Jesus will teach that suffering and injustice, bad things happening to good people, is a consequence of sin, one’s own, someone else’s or just the sinful human condition, but not a direct punishment from God. He will also teach that we can learn a lesson from such events. Instead of trying to figure out what the victims did to deserve the tragedy, one should focus on one’s own need to change before death comes, however it comes, before it is too late.

In verse one, “At that very time there were some present who told him about the Galileans whose blood Pilate had mingled with their sacrifices.” There is no other historical reference to this event than the one found here. It seems that Pilate ordered the slaying of Galileans, for unknown reasons, the most likely being sedition, in the Temple while they were offering sacrifice during the Passover celebration. Passover was the only time when the laity slaughtered their own animals. The expression “mingling their blood” need not be taken literally. It probably means that while they were slaying their sacrificial animals, Pilate had them killed.

In verse two, “He asked them, “Do you think that because these Galileans suffered in this way they were worse sinners than all other Galileans?” By no means: Jesus denies that they died because God was punishing them for their sins. He does not explain why they died, just that it was not God’s punishment, but Pilate’s sin that caused it. Evil causes evil, not God. God tolerates it, but does not send it, let alone cause it.

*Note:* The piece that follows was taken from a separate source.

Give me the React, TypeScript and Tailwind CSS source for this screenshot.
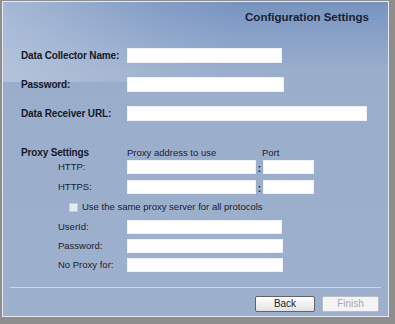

In verse three, “No, I tell you; but unless you repent, you will all perish as they did.” Death comes to all, whether by calamities, accidents, or natural causes. The death of others by whatever manner or means should serve as salutary reminders, even though horrible in themselves that we all will die under some set of circumstances. It is not how we die that is important, but how we live. The manner of life will be the basis for divine judgment, not the manner of death. Since the length of life is unpredictable, it is best to reform now before it is too late.

In verse four, “Or those eighteen who were killed when the tower of Siloam fell on them--do you think that they were worse offenders than all the others living in Jerusalem?” Jesus reinforces his point by adding a second example of his own: eighteen men had been killed when a tower at Siloam fell on them. Siloam was the name of a reservoir near the junction of the south and east walls of Jerusalem. The old tower was originally a part of the city’s fortifications. More recently Pilate had built an aqueduct, typically Roman, through the site to improve the water supply. It seems that during the construction the old tower collapsed and these workers died accidentally as a result.

Do you think they were more guilty: The punch-line is repeated: reform before it is too late. They may have been sinners, no better or worse than others, but they died because they were mortal. If there were such a thing as a non-sinner, that person would die nonetheless.

In verses six to nine, the parable of the fig tree may be Luke’s benevolent reinterpretation of the cursing of the fig tree in Mark 11: 12-14, 20-23 and Matthew 21: 18-21, whereby he revises a miracle story into a parable.